Be sure you repeat your exact request when running this test, including the cookie you're sending (command line curl is good for this). It's entirely possible that the page in question may load fine in a browser without the cookie, but when you send the cookie the site actually is returning a 404.
Make sure that $_SERVER['HTTP_COOKIE'] has the raw cookie you think it does.
If you're screen scraping, download Firefox and a copy of the LiveHTTPHeaders extension. Perform all the necessary steps to reach whatever page it is you want in Firefox. Then, using the output from LiveHTTPHeaders, recreate the exact same request requence. Include every header, not just the cookies.
Finally, PHP Curl exists for a reason. If at all possible, (I'm not asking!) use it instead. :)
Just to share this information.
When using session_start(), the session file is lock by PHP. Thus the actual script is the only script that can access the session file. If you try to access it via fsockopen() or file_get_contents() you can wait a long time since you try to open a file that has been locked.

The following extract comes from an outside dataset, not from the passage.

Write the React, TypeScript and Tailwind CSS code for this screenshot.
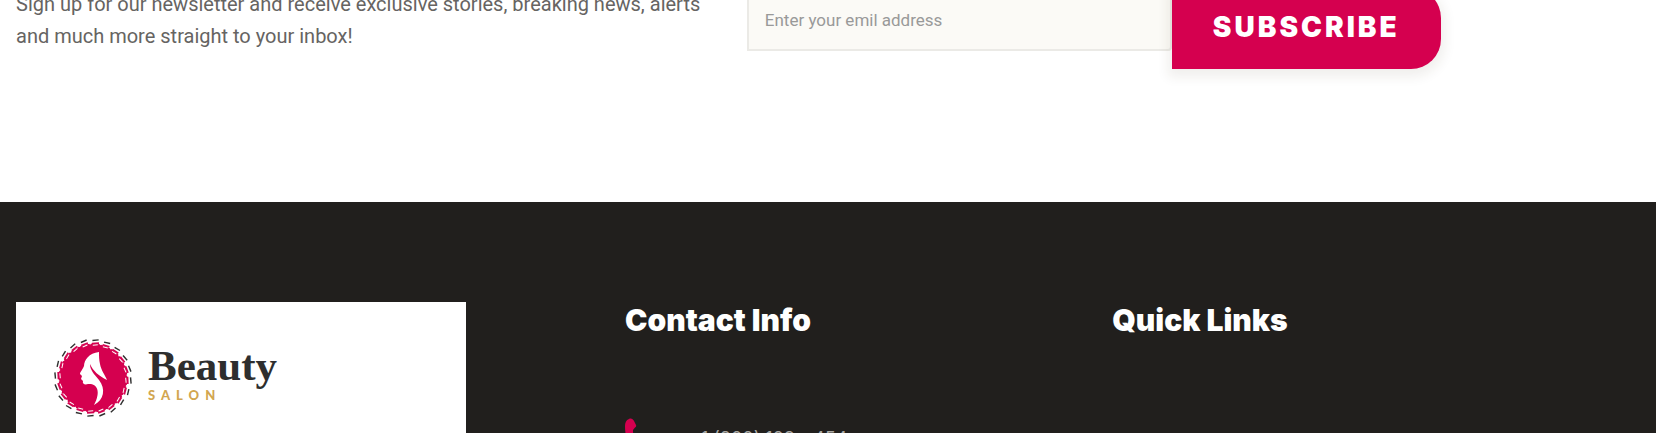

One way to solve this problem is to use the session_write_close() to unlock the file and relock it after with session_start().
Example:
<?php
$opts = array('http' => array('header'=> 'Cookie: ' . $_SERVER['HTTP_COOKIE']."\r\n"));
$context = stream_context_create($opts);
session_write_close(); // unlock the file
$contents = file_get_contents('http://120.0.0.1/controler.php?c=test_session', false, $context);
session_start(); // Lock the file
echo $contents;
?>
Since file_get_contents() is a blocking function, both script won't be in concurrency while trying to modify the session file.
But i'm sure this is not the best manner to manipulate session with an extend connection.
Btw: it's faster than cURL and fsockopen()
Let me know if you find something better.
Just out of curiosity, are you attempting file_get_contents on a page that has a space in it? I remember trying to use fgc on a URL that had a space in the name and while my web browser parsed it just fine, fgc didn't. I ended up having to use a str_replace to replace ' ' with '%20'.
I would think that this should have been relatively easy to spot that though as it would report only half of the filename. Also, I noticed in one of these posts, someone used \r\n while defining the headers. Keep in mind that PHP doesn't like these to be in single quotes, but they work fine in double.
Make sure that file1.php exists on the server. Try opening it in your own browser to make sure!